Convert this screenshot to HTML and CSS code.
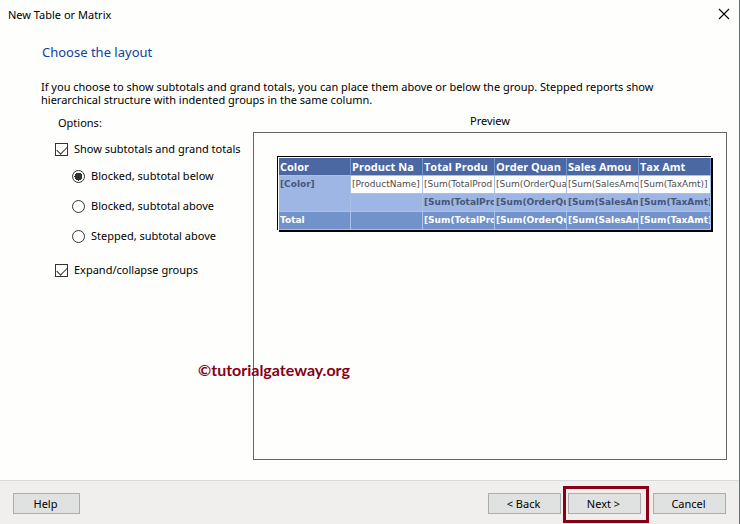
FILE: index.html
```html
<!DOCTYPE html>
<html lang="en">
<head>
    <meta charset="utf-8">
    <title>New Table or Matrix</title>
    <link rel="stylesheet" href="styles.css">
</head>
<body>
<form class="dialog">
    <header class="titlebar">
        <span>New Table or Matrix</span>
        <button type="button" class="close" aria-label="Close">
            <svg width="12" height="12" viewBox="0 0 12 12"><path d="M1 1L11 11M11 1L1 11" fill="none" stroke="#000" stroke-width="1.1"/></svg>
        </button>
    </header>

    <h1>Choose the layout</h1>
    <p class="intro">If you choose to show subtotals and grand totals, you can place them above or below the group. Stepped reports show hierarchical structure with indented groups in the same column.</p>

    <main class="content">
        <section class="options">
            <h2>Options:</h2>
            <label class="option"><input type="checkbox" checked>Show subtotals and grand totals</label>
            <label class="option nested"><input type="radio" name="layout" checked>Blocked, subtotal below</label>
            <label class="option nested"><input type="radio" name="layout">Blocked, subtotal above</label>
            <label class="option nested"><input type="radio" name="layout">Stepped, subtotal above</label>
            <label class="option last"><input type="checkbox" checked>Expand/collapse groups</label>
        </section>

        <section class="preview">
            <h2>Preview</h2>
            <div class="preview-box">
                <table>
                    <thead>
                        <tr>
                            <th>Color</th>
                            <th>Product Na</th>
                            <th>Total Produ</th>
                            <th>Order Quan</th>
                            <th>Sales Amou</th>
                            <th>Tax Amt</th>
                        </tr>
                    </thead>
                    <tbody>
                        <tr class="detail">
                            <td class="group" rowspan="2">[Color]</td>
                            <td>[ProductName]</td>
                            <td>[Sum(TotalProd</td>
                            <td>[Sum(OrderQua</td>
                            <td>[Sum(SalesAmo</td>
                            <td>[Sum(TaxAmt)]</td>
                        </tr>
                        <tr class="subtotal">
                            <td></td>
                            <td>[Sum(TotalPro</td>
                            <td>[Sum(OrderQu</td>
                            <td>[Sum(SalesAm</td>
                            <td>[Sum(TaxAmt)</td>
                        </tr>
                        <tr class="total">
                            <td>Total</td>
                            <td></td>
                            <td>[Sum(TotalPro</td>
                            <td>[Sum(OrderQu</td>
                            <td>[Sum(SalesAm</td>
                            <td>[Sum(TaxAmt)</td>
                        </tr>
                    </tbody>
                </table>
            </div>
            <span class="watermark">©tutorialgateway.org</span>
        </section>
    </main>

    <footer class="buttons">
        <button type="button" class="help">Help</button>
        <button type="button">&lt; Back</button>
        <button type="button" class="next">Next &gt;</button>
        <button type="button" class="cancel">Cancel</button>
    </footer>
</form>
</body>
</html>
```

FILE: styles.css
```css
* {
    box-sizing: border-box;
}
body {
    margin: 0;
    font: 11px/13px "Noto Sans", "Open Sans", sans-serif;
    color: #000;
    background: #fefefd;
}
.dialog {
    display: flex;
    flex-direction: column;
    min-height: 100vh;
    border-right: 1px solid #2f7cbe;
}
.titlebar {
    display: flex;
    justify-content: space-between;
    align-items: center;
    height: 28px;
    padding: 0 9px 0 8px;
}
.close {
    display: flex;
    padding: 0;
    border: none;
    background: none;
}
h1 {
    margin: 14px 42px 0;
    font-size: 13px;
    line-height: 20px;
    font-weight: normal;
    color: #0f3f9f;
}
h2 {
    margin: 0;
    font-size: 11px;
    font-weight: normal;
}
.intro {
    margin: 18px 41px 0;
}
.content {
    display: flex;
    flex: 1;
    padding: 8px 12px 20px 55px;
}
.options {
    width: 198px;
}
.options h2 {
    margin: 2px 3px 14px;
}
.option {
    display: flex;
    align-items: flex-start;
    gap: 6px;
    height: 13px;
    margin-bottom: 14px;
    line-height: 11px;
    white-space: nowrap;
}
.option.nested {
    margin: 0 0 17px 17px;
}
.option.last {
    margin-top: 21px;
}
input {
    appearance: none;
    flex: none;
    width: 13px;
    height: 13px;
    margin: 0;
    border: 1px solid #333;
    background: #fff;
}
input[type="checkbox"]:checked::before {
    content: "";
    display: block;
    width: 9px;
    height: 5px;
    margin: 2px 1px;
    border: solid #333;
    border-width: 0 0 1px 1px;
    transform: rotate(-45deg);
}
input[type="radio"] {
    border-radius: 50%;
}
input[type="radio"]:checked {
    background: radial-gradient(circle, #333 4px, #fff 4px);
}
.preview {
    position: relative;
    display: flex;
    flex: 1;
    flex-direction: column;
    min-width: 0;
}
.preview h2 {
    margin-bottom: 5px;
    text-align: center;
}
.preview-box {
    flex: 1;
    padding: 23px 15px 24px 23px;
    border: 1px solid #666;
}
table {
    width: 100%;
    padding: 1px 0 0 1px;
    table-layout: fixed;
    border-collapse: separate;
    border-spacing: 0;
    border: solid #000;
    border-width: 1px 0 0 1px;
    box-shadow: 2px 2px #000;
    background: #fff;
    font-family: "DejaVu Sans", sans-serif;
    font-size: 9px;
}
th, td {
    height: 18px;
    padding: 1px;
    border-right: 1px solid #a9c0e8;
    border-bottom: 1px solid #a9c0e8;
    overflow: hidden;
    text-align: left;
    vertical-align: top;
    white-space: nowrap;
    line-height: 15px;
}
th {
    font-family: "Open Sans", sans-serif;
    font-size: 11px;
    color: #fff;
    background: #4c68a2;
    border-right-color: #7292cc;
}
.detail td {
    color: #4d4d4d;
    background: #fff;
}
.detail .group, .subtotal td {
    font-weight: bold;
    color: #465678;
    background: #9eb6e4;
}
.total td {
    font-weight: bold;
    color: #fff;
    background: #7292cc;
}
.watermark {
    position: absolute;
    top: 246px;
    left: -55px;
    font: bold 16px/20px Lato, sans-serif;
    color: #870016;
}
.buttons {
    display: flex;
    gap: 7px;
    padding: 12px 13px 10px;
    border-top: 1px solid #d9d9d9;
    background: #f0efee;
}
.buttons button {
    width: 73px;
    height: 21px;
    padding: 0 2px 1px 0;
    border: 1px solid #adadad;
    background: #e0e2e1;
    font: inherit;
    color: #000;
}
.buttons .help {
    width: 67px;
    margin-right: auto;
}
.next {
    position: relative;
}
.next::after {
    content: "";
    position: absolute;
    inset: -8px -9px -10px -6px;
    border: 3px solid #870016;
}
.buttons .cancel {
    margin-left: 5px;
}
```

....................

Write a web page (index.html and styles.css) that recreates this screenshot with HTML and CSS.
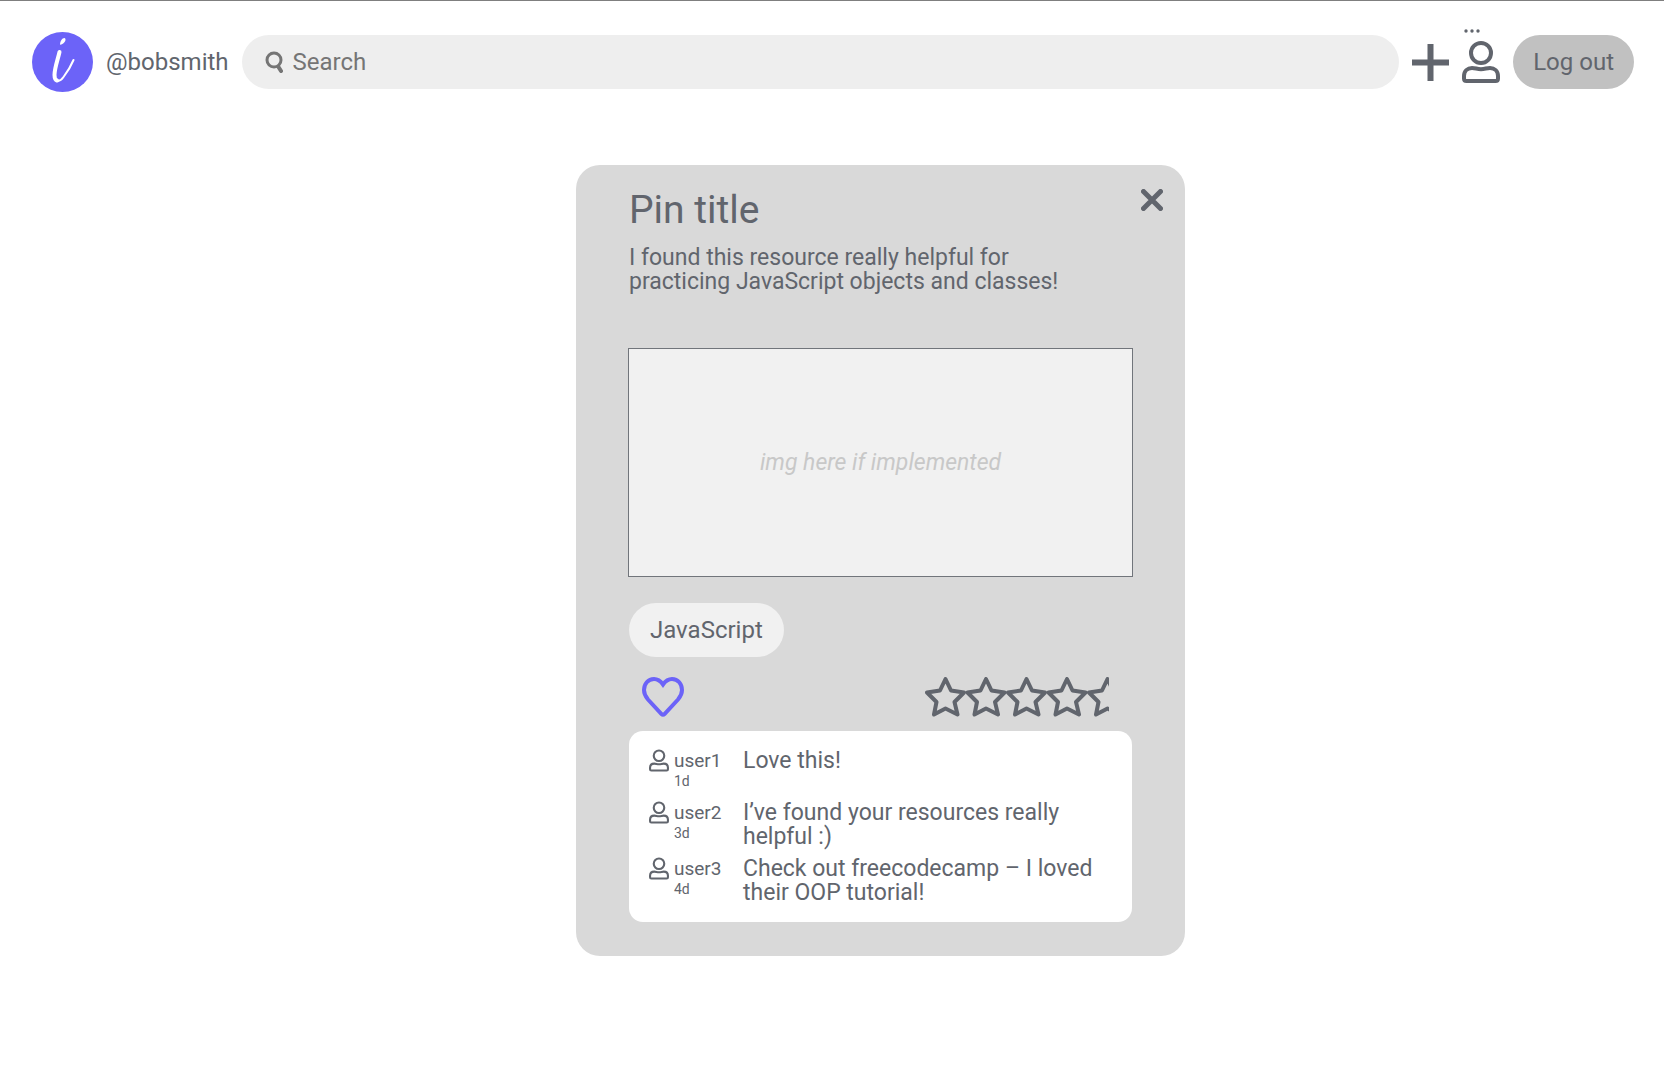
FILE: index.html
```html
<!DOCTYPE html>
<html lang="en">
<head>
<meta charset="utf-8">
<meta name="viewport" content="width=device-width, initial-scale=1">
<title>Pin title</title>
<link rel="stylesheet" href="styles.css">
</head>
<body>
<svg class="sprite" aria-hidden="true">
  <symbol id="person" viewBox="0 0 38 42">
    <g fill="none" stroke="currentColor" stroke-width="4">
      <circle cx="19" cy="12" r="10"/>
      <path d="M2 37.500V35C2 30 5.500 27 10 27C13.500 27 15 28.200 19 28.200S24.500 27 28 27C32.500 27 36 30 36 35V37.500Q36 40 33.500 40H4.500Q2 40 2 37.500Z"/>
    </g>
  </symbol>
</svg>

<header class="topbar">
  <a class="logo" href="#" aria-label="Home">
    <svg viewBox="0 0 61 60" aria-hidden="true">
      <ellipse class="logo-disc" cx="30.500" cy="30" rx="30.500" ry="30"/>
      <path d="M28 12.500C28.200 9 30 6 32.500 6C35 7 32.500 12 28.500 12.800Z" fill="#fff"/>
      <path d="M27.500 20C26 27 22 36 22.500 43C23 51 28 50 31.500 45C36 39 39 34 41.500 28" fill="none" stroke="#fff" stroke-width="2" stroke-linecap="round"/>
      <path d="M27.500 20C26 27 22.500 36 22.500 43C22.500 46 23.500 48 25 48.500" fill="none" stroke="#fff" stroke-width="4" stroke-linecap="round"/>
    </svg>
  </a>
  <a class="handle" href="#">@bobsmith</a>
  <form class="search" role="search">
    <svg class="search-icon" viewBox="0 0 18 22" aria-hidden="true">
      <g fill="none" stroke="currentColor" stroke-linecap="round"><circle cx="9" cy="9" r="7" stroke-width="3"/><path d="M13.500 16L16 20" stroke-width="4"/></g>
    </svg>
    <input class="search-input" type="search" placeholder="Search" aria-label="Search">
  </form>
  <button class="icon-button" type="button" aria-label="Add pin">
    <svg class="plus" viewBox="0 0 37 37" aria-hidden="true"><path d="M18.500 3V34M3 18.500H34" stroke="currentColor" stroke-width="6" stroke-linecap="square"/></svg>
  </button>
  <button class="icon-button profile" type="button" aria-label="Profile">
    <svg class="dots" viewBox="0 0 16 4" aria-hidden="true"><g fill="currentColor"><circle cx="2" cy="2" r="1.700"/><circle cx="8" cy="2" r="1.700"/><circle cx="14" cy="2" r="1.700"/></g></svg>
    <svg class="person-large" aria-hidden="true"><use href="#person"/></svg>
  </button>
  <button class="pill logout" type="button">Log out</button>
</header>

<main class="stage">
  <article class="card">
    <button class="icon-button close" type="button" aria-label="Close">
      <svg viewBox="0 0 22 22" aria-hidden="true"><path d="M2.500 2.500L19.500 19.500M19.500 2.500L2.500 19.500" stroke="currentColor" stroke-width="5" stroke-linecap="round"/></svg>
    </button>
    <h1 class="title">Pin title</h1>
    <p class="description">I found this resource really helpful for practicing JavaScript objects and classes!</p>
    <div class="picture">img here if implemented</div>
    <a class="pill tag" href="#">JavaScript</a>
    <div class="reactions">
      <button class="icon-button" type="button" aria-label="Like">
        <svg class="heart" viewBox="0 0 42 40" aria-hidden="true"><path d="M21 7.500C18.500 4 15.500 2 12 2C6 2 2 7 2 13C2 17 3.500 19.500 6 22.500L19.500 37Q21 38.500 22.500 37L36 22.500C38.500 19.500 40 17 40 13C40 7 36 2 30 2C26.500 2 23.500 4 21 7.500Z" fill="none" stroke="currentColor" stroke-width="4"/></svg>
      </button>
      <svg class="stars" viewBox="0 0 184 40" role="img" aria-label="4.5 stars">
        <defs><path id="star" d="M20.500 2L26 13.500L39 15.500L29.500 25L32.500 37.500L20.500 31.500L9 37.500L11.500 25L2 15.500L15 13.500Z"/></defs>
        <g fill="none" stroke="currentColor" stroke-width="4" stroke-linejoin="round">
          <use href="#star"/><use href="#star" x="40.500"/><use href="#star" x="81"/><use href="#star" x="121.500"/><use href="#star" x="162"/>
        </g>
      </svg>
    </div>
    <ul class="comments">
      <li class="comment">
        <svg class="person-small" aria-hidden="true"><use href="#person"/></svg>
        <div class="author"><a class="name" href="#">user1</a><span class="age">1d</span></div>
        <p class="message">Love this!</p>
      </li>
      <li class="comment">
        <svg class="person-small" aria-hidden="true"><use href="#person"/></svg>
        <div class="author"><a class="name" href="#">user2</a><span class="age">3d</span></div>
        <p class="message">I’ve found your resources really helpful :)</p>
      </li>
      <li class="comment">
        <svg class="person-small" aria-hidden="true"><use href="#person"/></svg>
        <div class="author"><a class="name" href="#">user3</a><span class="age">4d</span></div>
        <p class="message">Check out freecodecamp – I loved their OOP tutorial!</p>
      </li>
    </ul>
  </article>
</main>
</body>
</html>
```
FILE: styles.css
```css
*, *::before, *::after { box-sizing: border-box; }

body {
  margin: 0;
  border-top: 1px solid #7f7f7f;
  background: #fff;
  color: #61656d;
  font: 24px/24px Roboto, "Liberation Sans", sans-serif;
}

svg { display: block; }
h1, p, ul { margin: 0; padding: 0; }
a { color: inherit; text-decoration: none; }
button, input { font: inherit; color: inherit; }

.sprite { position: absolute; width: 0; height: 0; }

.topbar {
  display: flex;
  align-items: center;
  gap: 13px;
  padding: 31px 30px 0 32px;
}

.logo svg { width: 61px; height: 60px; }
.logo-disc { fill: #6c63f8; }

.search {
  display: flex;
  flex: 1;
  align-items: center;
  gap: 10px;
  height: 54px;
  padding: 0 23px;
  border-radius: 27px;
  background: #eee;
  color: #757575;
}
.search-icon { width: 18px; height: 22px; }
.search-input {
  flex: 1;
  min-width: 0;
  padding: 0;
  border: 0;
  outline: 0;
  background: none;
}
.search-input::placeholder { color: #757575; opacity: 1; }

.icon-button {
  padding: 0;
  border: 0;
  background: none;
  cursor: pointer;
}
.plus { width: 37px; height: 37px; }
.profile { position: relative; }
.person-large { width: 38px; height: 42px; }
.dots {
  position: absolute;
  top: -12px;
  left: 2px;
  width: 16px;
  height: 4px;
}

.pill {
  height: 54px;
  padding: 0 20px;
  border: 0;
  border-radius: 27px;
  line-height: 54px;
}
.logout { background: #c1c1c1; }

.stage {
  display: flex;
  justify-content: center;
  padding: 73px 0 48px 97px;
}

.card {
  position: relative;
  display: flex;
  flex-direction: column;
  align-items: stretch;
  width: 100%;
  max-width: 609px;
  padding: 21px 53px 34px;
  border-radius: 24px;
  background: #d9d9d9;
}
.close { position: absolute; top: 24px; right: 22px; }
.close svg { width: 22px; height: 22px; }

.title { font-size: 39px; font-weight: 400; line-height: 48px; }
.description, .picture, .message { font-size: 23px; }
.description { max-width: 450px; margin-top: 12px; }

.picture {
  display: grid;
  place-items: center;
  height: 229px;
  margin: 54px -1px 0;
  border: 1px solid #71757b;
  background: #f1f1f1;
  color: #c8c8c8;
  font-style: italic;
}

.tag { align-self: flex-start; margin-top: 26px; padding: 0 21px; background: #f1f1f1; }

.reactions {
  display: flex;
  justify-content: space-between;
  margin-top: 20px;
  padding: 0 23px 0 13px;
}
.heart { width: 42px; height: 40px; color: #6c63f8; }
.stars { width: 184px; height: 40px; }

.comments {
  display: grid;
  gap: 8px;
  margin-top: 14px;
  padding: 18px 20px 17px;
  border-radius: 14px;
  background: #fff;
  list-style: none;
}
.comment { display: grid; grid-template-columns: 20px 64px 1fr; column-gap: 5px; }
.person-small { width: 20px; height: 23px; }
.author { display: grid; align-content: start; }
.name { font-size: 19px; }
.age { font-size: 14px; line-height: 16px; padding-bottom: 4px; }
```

....................

## PROBLEM DETAILS
Find each line in the records holding the string "screenshot" and show it.

## RESULT OF THIS TASK
Convert this screenshot to HTML and CSS code.
Write a web page (index.html and styles.css) that recreates this screenshot with HTML and CSS.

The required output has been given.